Visualizing distributions in your data – Data Understanding and Visualization – MLS-C01 Study Guide

Visualizing distributions in your data

Exploring the distribution of your feature is very important to understand some key characteristics of it, such as its skewness, mean, median, and quantiles. You can easily visualize skewness by plotting a histogram. This type of chart groups your data into bins or buckets and performs counts on top of them. For example, Figure 5.7 shows a histogram for the age variable:

Figure 5.7 – Plotting distributions with a histogram

Looking at the histogram, you could conclude that most of the people are between 20 and 50 years old. You can also see a few people more than 60 years old. Another example of a histogram is shown in Figure 5.8, which plots the distribution of payments from a particular event that has different ticket prices. It aims to analyze how much money people are paying per ticket.

Figure 5.8 – Checking skewness with a histogram

Here, you can see that most of the people are paying a maximum of 100 dollars per ticket. That is the reason why you can see a skewed distribution to the right-hand side (the tail side).

If you want to see other characteristics of the distribution, such as its median, quantiles, and outliers, then you should use box plots. In Figure 5.9, there is another performance comparison of different algorithms in a given dataset.
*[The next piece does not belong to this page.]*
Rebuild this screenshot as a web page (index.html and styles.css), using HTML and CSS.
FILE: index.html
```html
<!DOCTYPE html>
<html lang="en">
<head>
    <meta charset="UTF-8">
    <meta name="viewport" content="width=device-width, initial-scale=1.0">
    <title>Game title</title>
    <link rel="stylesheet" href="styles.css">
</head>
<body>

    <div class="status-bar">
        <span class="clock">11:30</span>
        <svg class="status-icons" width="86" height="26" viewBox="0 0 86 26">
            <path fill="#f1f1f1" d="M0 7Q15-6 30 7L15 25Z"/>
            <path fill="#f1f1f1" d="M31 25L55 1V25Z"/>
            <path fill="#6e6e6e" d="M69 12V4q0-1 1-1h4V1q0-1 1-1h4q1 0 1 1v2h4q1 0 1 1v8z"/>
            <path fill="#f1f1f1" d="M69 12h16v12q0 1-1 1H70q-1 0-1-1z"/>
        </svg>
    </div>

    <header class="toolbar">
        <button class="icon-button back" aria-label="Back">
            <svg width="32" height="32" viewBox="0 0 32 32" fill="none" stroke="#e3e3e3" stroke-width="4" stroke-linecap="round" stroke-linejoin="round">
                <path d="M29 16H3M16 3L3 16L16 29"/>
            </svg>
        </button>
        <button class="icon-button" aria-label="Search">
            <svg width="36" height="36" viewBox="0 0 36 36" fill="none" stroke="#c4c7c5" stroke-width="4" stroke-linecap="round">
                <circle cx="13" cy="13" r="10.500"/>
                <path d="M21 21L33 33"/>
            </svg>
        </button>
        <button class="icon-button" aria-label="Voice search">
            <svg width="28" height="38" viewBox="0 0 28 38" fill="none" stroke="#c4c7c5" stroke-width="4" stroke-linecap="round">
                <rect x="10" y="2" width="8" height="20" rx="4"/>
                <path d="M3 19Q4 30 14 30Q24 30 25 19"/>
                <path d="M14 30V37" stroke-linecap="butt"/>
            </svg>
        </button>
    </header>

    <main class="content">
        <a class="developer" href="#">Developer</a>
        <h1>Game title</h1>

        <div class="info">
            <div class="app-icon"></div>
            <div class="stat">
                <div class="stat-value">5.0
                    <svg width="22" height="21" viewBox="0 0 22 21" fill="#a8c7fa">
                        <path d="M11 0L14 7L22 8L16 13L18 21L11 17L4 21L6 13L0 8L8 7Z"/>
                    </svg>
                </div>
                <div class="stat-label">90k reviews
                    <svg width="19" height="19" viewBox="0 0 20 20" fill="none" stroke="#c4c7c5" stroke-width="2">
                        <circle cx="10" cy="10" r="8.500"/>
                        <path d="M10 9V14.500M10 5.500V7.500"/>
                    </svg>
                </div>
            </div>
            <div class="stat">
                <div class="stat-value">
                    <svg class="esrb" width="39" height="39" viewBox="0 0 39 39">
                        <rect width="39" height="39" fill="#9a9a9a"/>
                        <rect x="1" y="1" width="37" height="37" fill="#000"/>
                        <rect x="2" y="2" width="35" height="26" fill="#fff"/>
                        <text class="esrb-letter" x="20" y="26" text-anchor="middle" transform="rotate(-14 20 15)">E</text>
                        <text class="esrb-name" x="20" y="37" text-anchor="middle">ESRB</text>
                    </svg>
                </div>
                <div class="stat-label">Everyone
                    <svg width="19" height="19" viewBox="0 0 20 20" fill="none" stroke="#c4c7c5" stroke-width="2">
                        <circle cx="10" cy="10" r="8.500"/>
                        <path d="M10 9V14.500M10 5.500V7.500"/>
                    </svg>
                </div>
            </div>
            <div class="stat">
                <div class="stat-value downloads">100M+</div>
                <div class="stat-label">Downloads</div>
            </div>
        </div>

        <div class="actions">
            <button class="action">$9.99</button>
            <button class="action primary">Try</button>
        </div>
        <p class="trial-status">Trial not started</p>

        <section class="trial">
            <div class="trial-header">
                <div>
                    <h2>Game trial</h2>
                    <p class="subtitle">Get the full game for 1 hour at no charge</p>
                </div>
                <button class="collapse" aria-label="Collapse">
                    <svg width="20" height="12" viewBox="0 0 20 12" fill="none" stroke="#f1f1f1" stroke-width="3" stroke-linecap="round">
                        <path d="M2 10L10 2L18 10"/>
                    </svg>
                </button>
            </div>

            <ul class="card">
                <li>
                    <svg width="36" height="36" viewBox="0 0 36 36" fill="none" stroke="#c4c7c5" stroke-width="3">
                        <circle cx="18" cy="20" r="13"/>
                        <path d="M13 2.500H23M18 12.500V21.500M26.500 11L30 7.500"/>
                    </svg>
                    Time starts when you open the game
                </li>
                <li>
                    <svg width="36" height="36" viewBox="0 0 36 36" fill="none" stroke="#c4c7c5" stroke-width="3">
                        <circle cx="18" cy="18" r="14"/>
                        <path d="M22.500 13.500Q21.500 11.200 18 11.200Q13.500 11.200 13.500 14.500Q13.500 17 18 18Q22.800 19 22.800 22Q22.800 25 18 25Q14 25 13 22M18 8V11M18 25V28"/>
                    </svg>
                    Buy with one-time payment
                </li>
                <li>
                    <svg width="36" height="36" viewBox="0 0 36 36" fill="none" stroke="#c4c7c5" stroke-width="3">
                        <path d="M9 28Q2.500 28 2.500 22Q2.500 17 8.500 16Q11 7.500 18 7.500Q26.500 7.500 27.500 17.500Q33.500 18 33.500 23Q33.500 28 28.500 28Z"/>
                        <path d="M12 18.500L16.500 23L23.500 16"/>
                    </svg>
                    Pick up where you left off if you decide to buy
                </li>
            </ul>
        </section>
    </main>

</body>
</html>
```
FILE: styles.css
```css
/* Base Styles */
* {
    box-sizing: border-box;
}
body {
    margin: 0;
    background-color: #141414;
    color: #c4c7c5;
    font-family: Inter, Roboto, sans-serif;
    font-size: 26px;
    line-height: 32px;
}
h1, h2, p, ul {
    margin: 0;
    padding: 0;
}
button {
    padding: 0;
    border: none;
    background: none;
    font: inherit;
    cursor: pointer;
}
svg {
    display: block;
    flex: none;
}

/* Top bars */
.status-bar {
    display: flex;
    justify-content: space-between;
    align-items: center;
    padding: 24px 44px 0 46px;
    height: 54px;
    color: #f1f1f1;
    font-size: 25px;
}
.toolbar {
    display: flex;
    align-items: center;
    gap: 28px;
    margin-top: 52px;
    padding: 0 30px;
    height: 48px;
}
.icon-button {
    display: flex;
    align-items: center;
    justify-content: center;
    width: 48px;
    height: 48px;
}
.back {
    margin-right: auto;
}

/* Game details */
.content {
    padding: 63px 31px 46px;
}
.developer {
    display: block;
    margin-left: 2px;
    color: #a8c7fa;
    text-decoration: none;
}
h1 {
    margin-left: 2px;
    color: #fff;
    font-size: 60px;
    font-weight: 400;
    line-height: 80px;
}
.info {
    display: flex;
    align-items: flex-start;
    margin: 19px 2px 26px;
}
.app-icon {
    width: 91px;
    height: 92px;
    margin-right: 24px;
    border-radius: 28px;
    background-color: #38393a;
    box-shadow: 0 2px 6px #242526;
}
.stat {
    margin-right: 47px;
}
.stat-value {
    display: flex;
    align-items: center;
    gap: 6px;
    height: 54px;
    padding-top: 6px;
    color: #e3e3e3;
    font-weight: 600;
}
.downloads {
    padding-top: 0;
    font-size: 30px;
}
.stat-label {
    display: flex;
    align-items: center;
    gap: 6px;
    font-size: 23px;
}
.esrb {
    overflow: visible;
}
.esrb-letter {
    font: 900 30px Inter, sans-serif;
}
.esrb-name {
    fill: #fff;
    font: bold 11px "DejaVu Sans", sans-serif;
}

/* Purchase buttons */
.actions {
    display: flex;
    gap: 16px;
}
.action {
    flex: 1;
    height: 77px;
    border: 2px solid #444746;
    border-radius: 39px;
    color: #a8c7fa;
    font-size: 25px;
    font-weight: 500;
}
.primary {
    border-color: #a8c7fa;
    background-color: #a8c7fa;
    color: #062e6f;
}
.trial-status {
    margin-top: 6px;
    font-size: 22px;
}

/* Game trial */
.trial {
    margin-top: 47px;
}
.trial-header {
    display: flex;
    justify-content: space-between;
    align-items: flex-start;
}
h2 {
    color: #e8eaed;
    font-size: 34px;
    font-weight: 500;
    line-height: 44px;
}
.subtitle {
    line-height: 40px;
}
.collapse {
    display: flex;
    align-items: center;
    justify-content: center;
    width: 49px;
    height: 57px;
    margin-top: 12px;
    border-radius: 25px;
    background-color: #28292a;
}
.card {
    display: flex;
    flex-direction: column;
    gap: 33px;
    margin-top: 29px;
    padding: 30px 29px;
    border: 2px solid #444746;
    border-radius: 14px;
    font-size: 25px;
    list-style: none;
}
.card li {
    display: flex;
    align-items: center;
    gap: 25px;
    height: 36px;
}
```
These algorithms were executed many times, in a cross-validation process, which resulted in multiple outputs for the same algorithm; for example, one accuracy metric for each execution of the algorithm on each fold.
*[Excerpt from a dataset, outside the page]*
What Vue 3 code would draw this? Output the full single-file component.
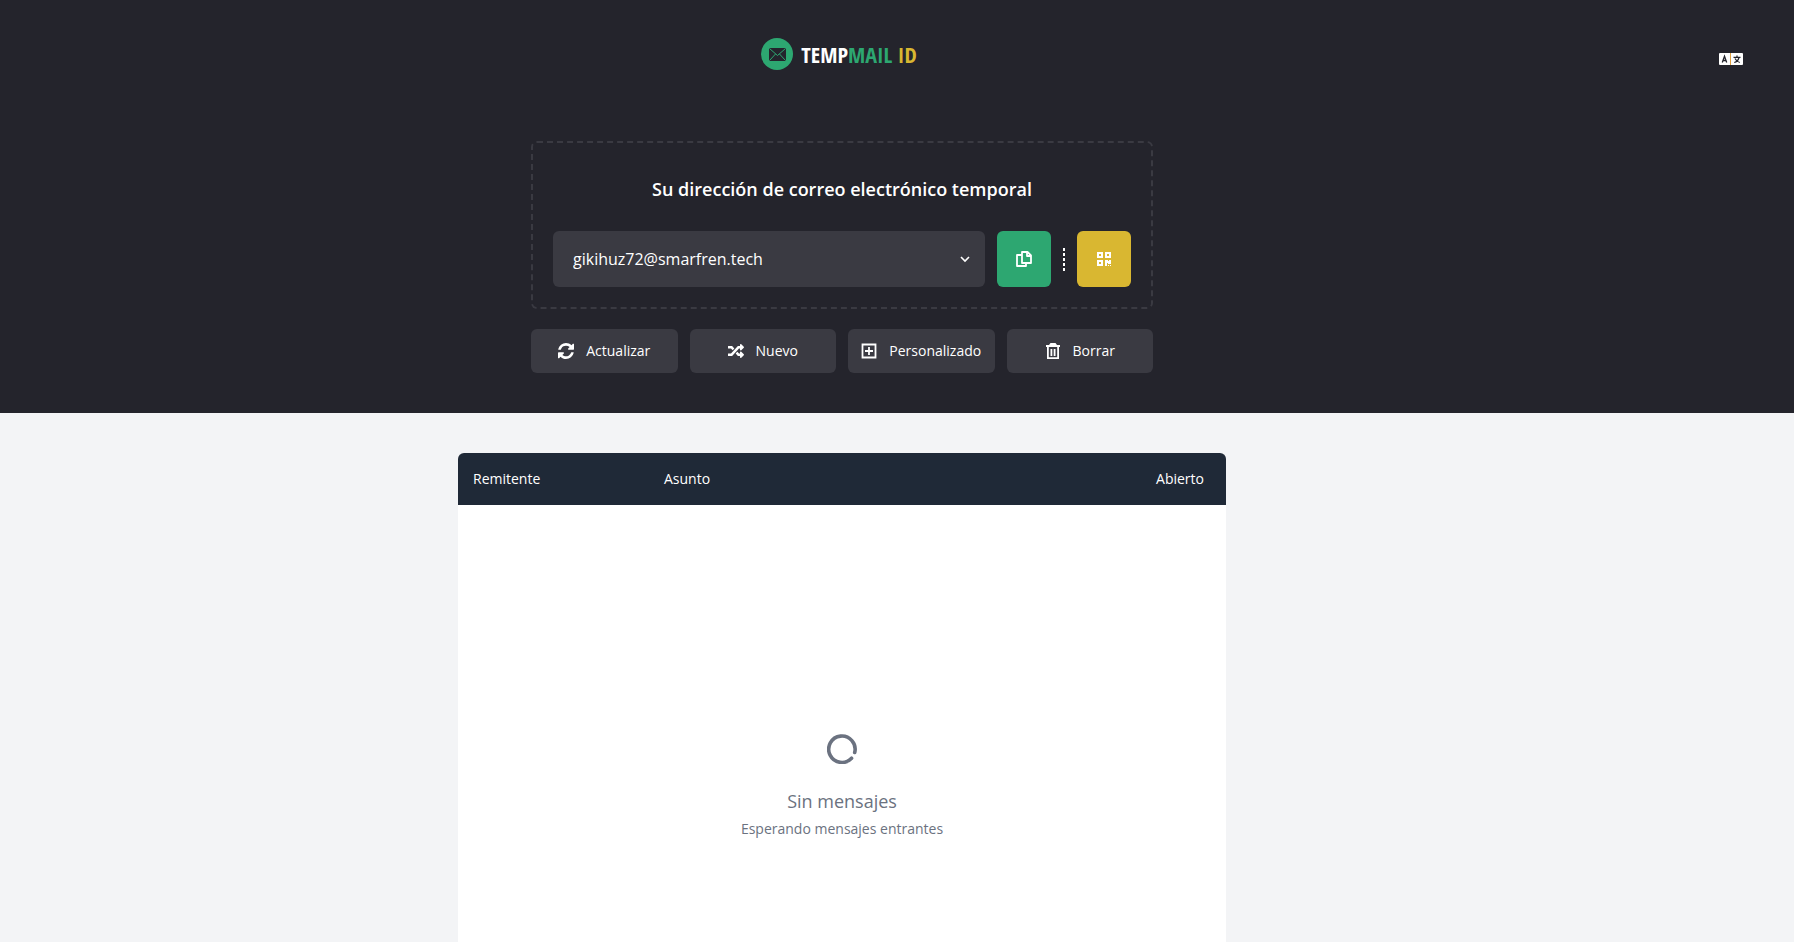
<template>
  <div class="page">
    <section class="hero">
      <header class="topbar">
        <a href="#" class="logo" aria-label="TEMPMAIL ID">
          <svg class="logo-mark" viewBox="0 0 32 32" aria-hidden="true">
            <circle cx="16" cy="16" r="16" fill="#2da771" />
            <rect x="8" y="10" width="17" height="13" rx="1" fill="#24242c" />
            <path d="M8.500 10.500l8 7 8-7M8.500 22.500l6-6.500M24.500 22.500l-6-6.500" fill="none" stroke="#2da771" stroke-width="1" />
          </svg>
          <span class="logo-text">TEMP<span class="green">MAIL</span> <span class="gold">ID</span></span>
        </a>
        <button class="lang" type="button" aria-label="Idioma">
          <svg viewBox="0 0 24 12" aria-hidden="true">
            <rect width="24" height="12" rx="1" fill="#fff" />
            <path d="M11.500 0v12" stroke="#e0a040" stroke-width="1" />
            <path d="M3.300 9.500L5.500 3.200l2.200 6.300M4 7.500h3" fill="none" stroke="#24242c" stroke-width="1.300" />
            <path d="M14.500 4.300h7M18 2.500v1.800M20 4.500c-.5 2.300-2.300 4.300-4.800 5M16 5.500c.8 1.800 2.400 3.300 4.800 4" fill="none" stroke="#24242c" stroke-width="1.200" />
          </svg>
        </button>
      </header>

      <div class="hero-body">
        <div class="address-box">
          <h1>Su dirección de correo electrónico temporal</h1>
          <div class="address-row">
            <div class="select-wrap">
              <select v-model="address" aria-label="Dirección de correo">
                <option v-for="item in addresses" :key="item" :value="item">{{ item }}</option>
              </select>
              <svg class="chevron" viewBox="0 0 10 10" aria-hidden="true">
                <path d="M1 3l4 4 4-4" fill="none" stroke="#fff" stroke-width="1.600" />
              </svg>
            </div>
            <button class="square copy" type="button" aria-label="Copiar">
              <svg viewBox="0 0 16 16" aria-hidden="true">
                <path d="M6 1h5.500L15 4.500V12H6zM11 1v4h4M5.500 4H1v11h9v-3" fill="none" stroke="#fff" stroke-width="1.800" stroke-linejoin="round" />
              </svg>
            </button>
            <span class="divider"></span>
            <button class="square qr" type="button" aria-label="Código QR">
              <svg viewBox="0 0 16 16" aria-hidden="true">
                <path fill="#fff" fill-rule="evenodd" d="M1 1h6v6H1zM3 3v2h2V3zM9 1h6v6H9zM11 3v2h2V3zM1 9h6v6H1zM3 11v2h2v-2zM9 9h3v1h1V9h2v4h-3v-1h-1v3H9zM12 14h1v1h-1zM14 14h1v1h-1z" />
              </svg>
            </button>
          </div>
        </div>

        <nav class="actions">
          <button v-for="action in actions" :key="action.label" type="button">
            <svg :viewBox="action.box" aria-hidden="true">
              <path v-if="action.fill" :d="action.fill" fill="#fff" />
              <path v-if="action.line" :d="action.line" fill="none" stroke="#fff" stroke-width="1.800" />
            </svg>
            <span>{{ action.label }}</span>
          </button>
        </nav>
      </div>
    </section>

    <main class="inbox">
      <table>
        <thead>
          <tr>
            <th class="sender">Remitente</th>
            <th>Asunto</th>
            <th class="open">Abierto</th>
          </tr>
        </thead>
        <tbody>
          <tr>
            <td colspan="3">
              <svg class="spinner" viewBox="0 0 30 30" aria-hidden="true">
                <path d="M24.600 24.200A13.200 13.200 0 1 1 27.700 18.500" fill="none" stroke="#6b7280" stroke-width="3.600" stroke-linecap="round" />
              </svg>
              <p class="empty-title">Sin mensajes</p>
              <p class="empty-text">Esperando mensajes entrantes</p>
            </td>
          </tr>
        </tbody>
      </table>
    </main>
  </div>
</template>

<script setup>
import { ref } from 'vue'

const addresses = ['gikihuz72@smarfren.tech']
const address = ref(addresses[0])

const actions = [
  {
    label: 'Actualizar',
    box: '0 0 1536 1536',
    fill: 'M1511 928q0 5-1 7-64 268-268 434.500T764 1536q-146 0-282.500-55T238 1324l-129 129q-19 19-45 19t-45-19-19-45V960q0-26 19-45t45-19h448q26 0 45 19t19 45-19 45l-137 137q71 66 161 102t187 36q134 0 250-65t186-179q11-17 53-117 8-23 30-23h192q13 0 22.500 9.500t9.500 22.500zM1536 128v448q0 26-19 45t-45 19h-448q-26 0-45-19t-19-45 19-45l138-138Q969 256 768 256q-134 0-250 65T332 500q-11 17-53 117-8 23-30 23H50q-13 0-22.500-9.500T18 608v-7q65-268 270-434.500T768 0q146 0 284 55.500T1297 212l130-129q19-19 45-19t45 19 19 45z'
  },
  {
    label: 'Nuevo',
    box: '0 0 512 512',
    fill: 'M504.971 359.029c9.373 9.373 9.373 24.569 0 33.941l-80 79.984c-15.010 15.010-40.971 4.490-40.971-16.971V416h-58.785a12.004 12.004 0 0 1-8.773-3.812l-70.556-75.596 53.333-57.143L352 336h32v-39.981c0-21.438 25.943-31.998 40.971-16.971l80 79.981zM12 176h84l52.781 56.551 53.333-57.143-70.556-75.596A11.999 11.999 0 0 0 122.785 96H12c-6.627 0-12 5.373-12 12v56c0 6.627 5.373 12 12 12zm372 0v39.984c0 21.460 25.961 31.980 40.971 16.971l80-79.984c9.373-9.373 9.373-24.569 0-33.941l-80-79.981C409.943 24.021 384 34.582 384 56.019V96h-58.785a12.004 12.004 0 0 0-8.773 3.812L96 336H12c-6.627 0-12 5.373-12 12v56c0 6.627 5.373 12 12 12h110.785c3.326 0 6.503-1.381 8.773-3.812L352 176h32z'
  },
  {
    label: 'Personalizado',
    box: '0 0 16 16',
    line: 'M1.500 1.500h13v13h-13zM8 4v8M4 8h8'
  },
  {
    label: 'Borrar',
    box: '0 0 16 16',
    fill: 'M1 2h14v2H1zM5.500 0h5L12 2H4z',
    line: 'M2.900 3v12.100h10.200V3M6.400 6v7M9.600 6v7'
  }
]
</script>

<style>
body {
  margin: 0;
  background: #f3f4f6;
}
</style>

<style scoped>
.page {
  display: flex;
  flex-direction: column;
  min-height: 100vh;
  font-family: "Open Sans", "Noto Sans", sans-serif;
  font-size: 14px;
  line-height: 20px;
}

button,
select {
  margin: 0;
  border: 0;
  font: inherit;
  color: #fff;
  cursor: pointer;
}

.hero {
  padding-bottom: 40px;
  background: #24242c;
}

.topbar {
  display: grid;
  grid-template-columns: 110px 1fr 110px;
  align-items: center;
  height: 108px;
  box-sizing: border-box;
}

.logo {
  grid-column: 2;
  justify-self: center;
  display: flex;
  align-items: center;
  gap: 8px;
  margin-right: 116px;
  color: #fff;
  text-decoration: none;
}

.logo-mark {
  width: 32px;
  height: 32px;
}

.logo-text {
  font-family: "Open Sans Condensed", "Roboto Condensed", "Liberation Sans Narrow", sans-serif;
  font-size: 22px;
  font-weight: 700;
  line-height: 32px;
  white-space: nowrap;
}

.green {
  color: #2da771;
}

.gold {
  color: #d9b731;
}

.lang {
  justify-self: center;
  display: flex;
  margin-top: 10px;
  margin-right: 16px;
  padding: 0;
  background: none;
}

.lang svg {
  width: 24px;
  height: 12px;
}

.hero-body {
  padding: 33px 126px 0 16px;
}

.address-box,
.actions {
  max-width: 622px;
  margin: 0 auto;
  box-sizing: border-box;
}

.address-box {
  padding: 32px 20px 20px;
  border: 2px dashed #3a3a42;
  border-radius: 6px;
}

h1 {
  margin: 0 0 28px;
  font-size: 18px;
  font-weight: 600;
  line-height: 28px;
  text-align: center;
  color: #fff;
}

.address-row {
  display: flex;
  align-items: center;
  gap: 12px;
}

.select-wrap {
  position: relative;
  flex: 1;
}

select {
  display: block;
  width: 100%;
  height: 56px;
  padding: 0 40px 0 20px;
  border-radius: 6px;
  background: #3a3a42;
  font-size: 16px;
  appearance: none;
}

.chevron {
  position: absolute;
  top: 23px;
  right: 15px;
  width: 10px;
  height: 10px;
  pointer-events: none;
}

.square {
  display: grid;
  place-items: center;
  width: 54px;
  height: 56px;
  padding: 0;
  border-radius: 6px;
}

.square svg {
  width: 16px;
  height: 16px;
}

.copy {
  background: #2da771;
}

.qr {
  background: #d9b731;
}

.divider {
  width: 2px;
  height: 23px;
  background: repeating-linear-gradient(#fff 0 3px, transparent 3px 5px);
}

.actions {
  display: grid;
  grid-template-columns: repeat(4, 1fr);
  gap: 12px;
  margin-top: 20px;
}

.actions button {
  display: flex;
  align-items: center;
  justify-content: center;
  gap: 12px;
  height: 44px;
  padding: 0;
  border-radius: 6px;
  background: #3a3a42;
}

.actions svg {
  width: 16px;
  height: 16px;
}

.inbox {
  display: flex;
  flex: 1;
  padding: 40px 126px 0 16px;
}

table {
  width: 100%;
  max-width: 768px;
  margin: 0 auto;
  border-collapse: collapse;
  table-layout: fixed;
}

thead tr {
  height: 52px;
}

th {
  padding: 0 16px;
  background: #1f2937;
  font-weight: 400;
  text-align: left;
  color: #fff;
}

th:first-child {
  border-top-left-radius: 6px;
}

th:last-child {
  border-top-right-radius: 6px;
}

.sender {
  width: 190px;
  padding-left: 15px;
  box-sizing: border-box;
}

.open {
  width: 20%;
  padding-right: 22px;
  text-align: right;
}

td {
  padding: 229px 16px 40px;
  background: #fff;
  text-align: center;
  vertical-align: top;
  color: #6b7280;
}

.spinner {
  display: block;
  width: 30px;
  height: 30px;
  margin: 0 auto 23px;
}

.empty-title {
  margin: 0;
  font-size: 18px;
  line-height: 28px;
}

.empty-text {
  margin: 4px 0 0;
}
</style>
Since there are multiple accuracy metrics for each algorithm, you can use a box plot to check how each of those algorithms performed during the cross-validation process.

Figure 5.9 – Plotting distributions with a box plot

Here, you can see that box plots can present some information about the distribution of the data, such as its median, lower quartile, upper quartile, and outliers. For a complete understanding of each element of a box plot, take a look at Figure 5.10.

Figure 5.10 – Box plot elements

By analyzing the box plot shown in Figure 5.9, you could conclude that the ADA algorithm has presented some outliers during the cross-validation process, since one of the executions resulted in a very good model (around 92% accuracy). All the other executions of AdaBoost resulted in less than 85% accuracy, with a median value of around 80%.

Another conclusion you could make after analyzing Figure 5.9 is that the CART algorithm presented the poorest performance during the cross-validation process (the lowest median and lower quartile).

Before you wrap up this section, note that you can also use a scatter plot to analyze data distributions when you have more than one variable. Next, you will look at another set of charts that is useful for showing compositions in your data.

Visualizing compositions in your data

Sometimes, you want to analyze the various elements that compose a feature – for example, the percentage of sales per region or percentage of queries per channel. In both examples, they are not considering any time dimension; instead, they are just looking at the entire data points. For these types of compositions, where you don’t have the time dimension, you could show your data using pie charts, stacked 100% bar charts, and tree maps.

Figure 5.11 is a pie chart showing the number of queries per customer channel for a given company over a pre-defined period of time.

Figure 5.11 – Plotting compositions with a pie chart

If you want to show compositions while considering a time dimension, then your most common options are a stacked area chart, a stacked 100% area chart, a stacked column chart, or a stacked 100% column chart. For reference, take a look at Figure 5.12, which shows the sales per region from 2016 until 2020.

Figure 5.12 – Plotting compositions with a stacked 100% column chart

As you can see, stacked 100% column charts help us understand compositions across different periods.